A citator for cases has THREE basic purposes.

  • Purpose One: Validation - History - Bad things can happen to a case as it moves through the appellate process. Citators provide the prior and subsequent direct appellate history for cases. Before you cite a case for any legal proposition/point of law, you want to make sure that your case has not been adversely affected by a later case in the same litigation (appellate history). Examples of appellate history negative treatment:
    • Vacated
    • Reversed
    • Reversed in part
    • Depublished
  • Purpose Two: Validation - Negative Treatment - Bad things can also happen to a legal proposition/point of law in a case if it receives negative treatment from a later unrelated case (not in the same litigation). Before you cite a case for any legal proposition/point of law, you want to make sure that your case has not been adversely affected by an unrelated case from the same or a higher court.
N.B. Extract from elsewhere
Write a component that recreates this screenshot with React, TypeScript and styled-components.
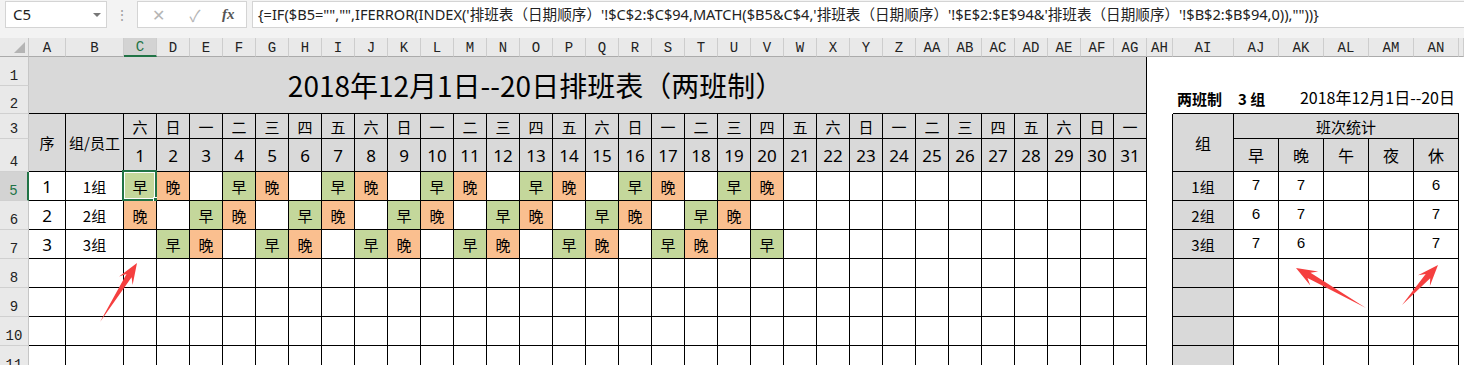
import React from "react";
import styled, { createGlobalStyle, css } from "styled-components";

const GlobalStyle = createGlobalStyle`
  html, body {
    margin: 0;
    padding: 0;
    background: #fff;
    overflow: hidden;
  }
  body {
    font-family: "Noto Sans", "Noto Sans CJK SC", sans-serif;
  }
`;

const FORMULA =
  "{=IF($B5=\"\",\"\",IFERROR(INDEX('排班表（日期顺序）'!$C$2:$C$94,MATCH($B5&C$4,'排班表（日期顺序）'!$E$2:$E$94&'排班表（日期顺序）'!$B$2:$B$94,0)),\"\"))}";

const WEEK = ["六", "日", "一", "二", "三", "四", "五"];
const DAYS = Array.from({ length: 31 }, (_, i) => i + 1);
const SHIFT_CYCLE = [
  ["早", "晚", ""],
  ["晚", "", "早"],
  ["", "早", "晚"],
];
const GROUPS = ["1组", "2组", "3组"];
const STAT_HEADS = ["早", "晚", "午", "夜", "休"];

// grid columns: 1 = row header, 2 = A, 3 = B, 4..34 = C..AG, 35 = AH, 36 = AI, 37..41 = AJ..AN, 42 = AO
const colName = (i: number) => {
  let n = i + 1;
  let s = "";
  while (n > 0) {
    const m = (n - 1) % 26;
    s = String.fromCharCode(65 + m) + s;
    n = Math.floor((n - 1) / 26);
  }
  return s;
};

const GREEN = "#c4d79b";
const ORANGE = "#fabf8f";
const GRAY = "#d9d9d9";
const EXCEL_GREEN = "#217346";

const shiftColor = (s: string) => (s === "早" ? GREEN : s === "晚" ? ORANGE : "#fff");

function countShift(g: number, kind: string) {
  let n = 0;
  for (let d = 1; d <= 20; d++) if (SHIFT_CYCLE[g][(d - 1) % 3] === kind) n++;
  return n;
}

function arrowPoints(tx: number, ty: number, px: number, py: number) {
  const dx = px - tx;
  const dy = py - ty;
  const len = Math.hypot(dx, dy);
  const ux = dx / len;
  const uy = dy / len;
  const nx = -uy;
  const ny = ux;
  const head = 21;
  const neck = 15;
  const hw = 8;
  const sw = 3;
  const bx = px - ux * head;
  const by = py - uy * head;
  const kx = px - ux * neck;
  const ky = py - uy * neck;
  return [
    [tx, ty],
    [kx + nx * sw, ky + ny * sw],
    [bx + nx * hw, by + ny * hw],
    [px, py],
    [bx - nx * hw, by - ny * hw],
    [kx - nx * sw, ky - ny * sw],
  ]
    .map((p) => p.map((v) => v.toFixed(1)).join(","))
    .join(" ");
}

const ARROWS = [
  [100, 322, 137, 263],
  [1366, 308, 1296, 268],
  [1402, 305, 1438, 265],
];

export default function App() {
  return (
    <Page>
      <GlobalStyle />
      <FormulaBar>
        <NameBox>
          C5
          <DropArrow />
        </NameBox>
        <Grip>⋮</Grip>
        <FxBox>
          <FxButton $muted>✕</FxButton>
          <FxButton $muted>✓</FxButton>
          <FxLabel>fx</FxLabel>
        </FxBox>
        <FormulaInput>{FORMULA}</FormulaInput>
      </FormulaBar>

      <Sheet>
        <Corner $c={1} $r={1}>
          <CornerMark />
        </Corner>
        {Array.from({ length: 41 }, (_, i) => (
          <ColHead key={i} $c={i + 2} $r={1} $sel={i === 2}>
            {i < 40 ? colName(i) : ""}
          </ColHead>
        ))}
        {Array.from({ length: 11 }, (_, i) => (
          <RowHead key={i} $c={1} $r={i + 2} $sel={i === 4}>
            {i + 1}
          </RowHead>
        ))}

        <TitleCell $c={2} $r={2} $cs={33} $rs={2}>
          2018年12月1日--20日排班表（两班制）
        </TitleCell>

        <InfoCell $c={36} $r={3} $cs={6}>
          <Bold>两班制</Bold>
          <Bold $gap>3 组</Bold>
          <InfoDate>2018年12月1日--20日</InfoDate>
        </InfoCell>
        <Spacer $c={35} $r={4} $rs={9} />

        <HeadCell $c={2} $r={4} $rs={2}>序</HeadCell>
        <HeadCell $c={3} $r={4} $rs={2}>组/员工</HeadCell>
        {DAYS.map((d) => (
          <React.Fragment key={d}>
            <HeadCell $c={d + 3} $r={4}>{WEEK[(d - 1) % 7]}</HeadCell>
            <HeadCell $c={d + 3} $r={5} $num>{d}</HeadCell>
          </React.Fragment>
        ))}

        {Array.from({ length: 7 }, (_, i) => {
          const g = i < 3 ? i : -1;
          return (
            <React.Fragment key={i}>
              <DataCell $c={2} $r={i + 6} $num>{g >= 0 ? g + 1 : ""}</DataCell>
              <DataCell $c={3} $r={i + 6}>{g >= 0 ? GROUPS[g] : ""}</DataCell>
              {DAYS.map((d) => {
                const s = g >= 0 && d <= 20 ? SHIFT_CYCLE[g][(d - 1) % 3] : "";
                return (
                  <DataCell key={d} $c={d + 3} $r={i + 6} $bg={shiftColor(s)} $sel={g === 0 && d === 1}>
                    {s}
                  </DataCell>
                );
              })}
              <HeadCell $c={36} $r={i + 6}>{g >= 0 ? GROUPS[g] : ""}</HeadCell>
              {STAT_HEADS.map((k, j) => {
                let v = "";
                if (g >= 0) {
                  if (k === "早" || k === "晚") v = String(countShift(g, k));
                  if (k === "休") v = String(countShift(g, ""));
                }
                return (
                  <StatCell key={k} $c={37 + j} $r={i + 6}>
                    {v}
                  </StatCell>
                );
              })}
            </React.Fragment>
          );
        })}

        <HeadCell $c={36} $r={4} $rs={2} $big>组</HeadCell>
        <HeadCell $c={37} $r={4} $cs={5}>班次统计</HeadCell>
        {STAT_HEADS.map((k, j) => (
          <HeadCell key={k} $c={37 + j} $r={5} $big>
            {k}
          </HeadCell>
        ))}
      </Sheet>

      <Overlay width="1464" height="365" viewBox="0 0 1464 365">
        {ARROWS.map(([tx, ty, px, py], i) => (
          <polygon key={i} points={arrowPoints(tx, ty, px, py)} fill="#f53f3f" />
        ))}
      </Overlay>
    </Page>
  );
}

const Page = styled.div`
  position: relative;
  width: 1464px;
  height: 365px;
  overflow: hidden;
  display: flex;
  flex-direction: column;
`;

const FormulaBar = styled.div`
  height: 38px;
  flex: none;
  background: #f3f3f3;
  display: flex;
  align-items: flex-start;
  padding-top: 1px;
  box-sizing: border-box;
  font-family: "Noto Sans", "Noto Sans CJK SC", sans-serif;
`;

const NameBox = styled.div`
  position: relative;
  margin-left: 5px;
  width: 102px;
  height: 27px;
  box-sizing: border-box;
  background: #fff;
  border: 1px solid #d4d4d4;
  font-size: 15px;
  line-height: 25px;
  padding-left: 7px;
  color: #222;
`;

const DropArrow = styled.span`
  position: absolute;
  right: 5px;
  top: 11px;
  border-left: 4px solid transparent;
  border-right: 4px solid transparent;
  border-top: 4px solid #777;
`;

const Grip = styled.div`
  width: 30px;
  text-align: center;
  font-size: 14px;
  line-height: 27px;
  color: #a0a0a0;
`;

const FxBox = styled.div`
  width: 110px;
  height: 27px;
  box-sizing: border-box;
  background: #fff;
  border: 1px solid #d4d4d4;
  display: flex;
  align-items: center;
  padding-left: 10px;
  gap: 17px;
`;

const FxButton = styled.span<{ $muted?: boolean }>`
  width: 20px;
  text-align: center;
  font-size: 16px;
  color: ${({ $muted }) => ($muted ? "#b5b5b5" : "#444")};
`;

const FxLabel = styled.span`
  font-family: "Liberation Serif", serif;
  font-style: italic;
  font-weight: bold;
  font-size: 15px;
  color: #555;
`;

const FormulaInput = styled.div`
  margin-left: 5px;
  flex: 1;
  height: 27px;
  box-sizing: border-box;
  background: #fff;
  border: 1px solid #d4d4d4;
  border-right: none;
  font-size: 14.6px;
  line-height: 25px;
  padding-left: 5px;
  white-space: nowrap;
  overflow: hidden;
  color: #222;
`;

const Sheet = styled.div`
  display: grid;
  grid-template-columns: 29px 37px 58px repeat(31, 33px) 26px 61px repeat(5, 45px) 1fr;
  grid-template-rows: 19px 29px 28px 25px 33px repeat(7, 29px);
  background: #fff;
`;

type Place = { $c: number; $r: number; $cs?: number; $rs?: number };

const GridCell = styled.div<Place>`
  grid-column: ${({ $c, $cs }) => `${$c} / span ${$cs ?? 1}`};
  grid-row: ${({ $r, $rs }) => `${$r} / span ${$rs ?? 1}`};
  box-sizing: border-box;
  min-width: 0;
  display: flex;
  align-items: center;
  justify-content: center;
  white-space: nowrap;
`;

const Corner = styled(GridCell)`
  position: relative;
  background: #e9e9e9;
  border-right: 1px solid #c6c6c6;
  border-bottom: 1px solid #ababab;
`;

const CornerMark = styled.span`
  position: absolute;
  right: 3px;
  bottom: 3px;
  width: 0;
  height: 0;
  border-left: 11px solid transparent;
  border-bottom: 11px solid #b4b4b4;
`;

const ColHead = styled(GridCell)<{ $sel?: boolean }>`
  background: ${({ $sel }) => ($sel ? "#d3d3d3" : "#e9e9e9")};
  border-right: 1px solid #cdcdcd;
  border-bottom: ${({ $sel }) => ($sel ? `2px solid ${EXCEL_GREEN}` : "1px solid #ababab")};
  color: ${({ $sel }) => ($sel ? EXCEL_GREEN : "#222")};
  font-family: "Liberation Mono", monospace;
  font-size: 14px;
  padding-top: 1px;
`;

const RowHead = styled(GridCell)<{ $sel?: boolean }>`
  background: ${({ $sel }) => ($sel ? "#d3d3d3" : "#e9e9e9")};
  border-right: ${({ $sel }) => ($sel ? `2px solid ${EXCEL_GREEN}` : "1px solid #c6c6c6")};
  border-bottom: 1px solid #d0d0d0;
  color: ${({ $sel }) => ($sel ? EXCEL_GREEN : "#222")};
  font-family: "Liberation Mono", monospace;
  font-size: 14px;
  align-items: flex-end;
  padding-bottom: 1px;
`;

const lined = css`
  border-right: 1px solid #000;
  border-bottom: 1px solid #000;
`;

const TitleCell = styled(GridCell)`
  ${lined};
  background: ${GRAY};
  font-family: "Noto Sans CJK SC", sans-serif;
  font-size: 28px;
  color: #000;
  padding-right: 104px;
`;

const InfoCell = styled(GridCell)`
  border-bottom: 1px solid #000;
  justify-content: flex-start;
  align-items: flex-end;
  padding: 0 4px 4px 4px;
  font-family: "Noto Sans CJK SC", sans-serif;
  color: #000;
`;

const Bold = styled.span<{ $gap?: boolean }>`
  font-weight: bold;
  font-size: 15px;
  margin-left: ${({ $gap }) => ($gap ? "16px" : "0")};
`;

const InfoDate = styled.span`
  margin-left: auto;
  font-size: 16px;
`;

const Spacer = styled(GridCell)`
  border-right: 1px solid #000;
`;

const HeadCell = styled(GridCell)<{ $num?: boolean; $big?: boolean }>`
  ${lined};
  background: ${GRAY};
  font-family: ${({ $num }) => ($num ? `"Noto Sans", sans-serif` : `"Noto Sans CJK SC", sans-serif`)};
  font-size: ${({ $num, $big }) => ($num ? "17px" : $big ? "16px" : "15px")};
  color: #000;
`;

const DataCell = styled(GridCell)<{ $bg?: string; $num?: boolean; $sel?: boolean }>`
  ${lined};
  position: relative;
  background: ${({ $bg }) => $bg ?? "#fff"};
  font-family: ${({ $num }) => ($num ? `"Noto Sans", sans-serif` : `"Noto Sans CJK SC", sans-serif`)};
  font-size: ${({ $num }) => ($num ? "17px" : "15px")};
  color: #000;
  ${({ $sel }) =>
    $sel &&
    css`
      &::before {
        content: "";
        position: absolute;
        left: -2px;
        top: -2px;
        right: -1px;
        bottom: -1px;
        border: 2px solid ${EXCEL_GREEN};
        box-shadow: inset 0 0 0 1px #fff;
      }
      &::after {
        content: "";
        position: absolute;
        right: -4px;
        bottom: -4px;
        width: 5px;
        height: 5px;
        background: ${EXCEL_GREEN};
        border: 1px solid #fff;
      }
    `}
`;

const StatCell = styled(GridCell)`
  ${lined};
  background: #fff;
  font-family: "Liberation Mono", monospace;
  font-size: 15px;
  color: #000;
`;

const Overlay = styled.svg`
  position: absolute;
  left: 0;
  top: 0;
  pointer-events: none;
`;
Examples of negative treatment from an unrelated case:
    • Overruled
    • Modified
    • Criticized
    • Distinguished
  • Purpose Three: Research - Citing References - Citators are great for case law research. Once you find a case on your specific legal proposition/point of law, you can look at subsequent cases that have cited your case as authority. (This is part of the "one good case" case finding method!) Also, you can look at secondary sources that explain your case.